Hamilton Vaz Pereira -
Equipe de comediantes, era assim que a gente se chamava. Nossa turma não se sentia "de atores", não dizia que fazia teatro e sim que fazia "Asdrúbal". Provavelmente, para marcar uma certa diferença dos grupos importantes da época, e dos atores de mercado que faziam em cena o que a oportunidade profissional lhes oferecia. Estávamos mais para Oscarito do que para Sérgio Cardoso.

Folha - Era intenção de vocês discutir o fazer teatral com "Trate-me Leão"?
Pereira -
Era. Muito embora mais importante era fazer teatro da maneira que a gente achava que devia ser feito. Se isso discutisse a produção teatral da época, melhor ainda. O palco é um lugar para o exercício das singularidades.

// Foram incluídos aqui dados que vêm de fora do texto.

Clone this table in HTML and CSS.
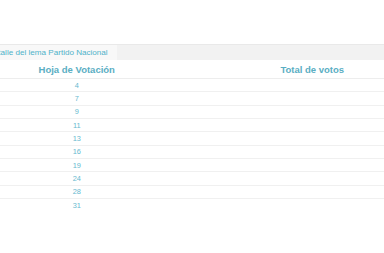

Folha - Vocês tinham idéia da relevância da peça, tanto do tema quanto do formato?
Pereira -
Durante os nove meses de criação, tive tempo para criar cenas, ensaiá-las com atores, conviver com os parceiros e pensar que aquele processo de criação nos levaria a um espetáculo inédito. Estávamos trabalhando duro e tão apaixonadamente que tudo deveria ter uma relevância para além da trupe.

Folha - Pensam em montá-la de novo?
Pereira -
Tenho o projeto de montar pelo menos um espetáculo do Asdrúbal para registrá-lo em DVD. No ano passado, quase conseguimos patrocinador, mas não rolou. Os comediantes estão todos aí, fortes, bonitos, saudáveis, em atividade e encantando seu público.

Folha - Vocês foram patrulhados, já que havia um clima de arte engajada no ar?
Pereira -
De todas as patrulhas, o que mais me chocava era ouvir da geração anterior, repleta de atores, diretores e dramaturgos excepcionais, que teatro não vale nada, não leva a nada, não muda nada. Lembro que quando estreamos "Trate-me Leão" um crítico adorou o espetáculo, mas sentiu falta de "um verdadeiro autor dramático". Pois bem, anos depois, aquela geração que assistiu ao espetáculo e as que vieram depois vão poder ler o texto integral e verificar se ele fluiu com o tempo, se ele ainda tem a ver com a vida, se ele ainda merece ser encenado.

Folha - Tiveram problemas com censura ou polícia?
Pereira -
Naquela época, eu não fazia alarde dos problemas que a gente tinha com a censura, com jornalistas-patrulheiros, com as autoridades da repressão policial. Mas a verdade é que passamos por prisões, por censuras, por diversos constrangimentos pelos quais não gostaria que nossos filhos passassem.


TRATE-ME LEÃO. Autor: Hamilton Vaz Pereira. Editora: Objetiva. Quanto: R$ 33,90 (184 págs.).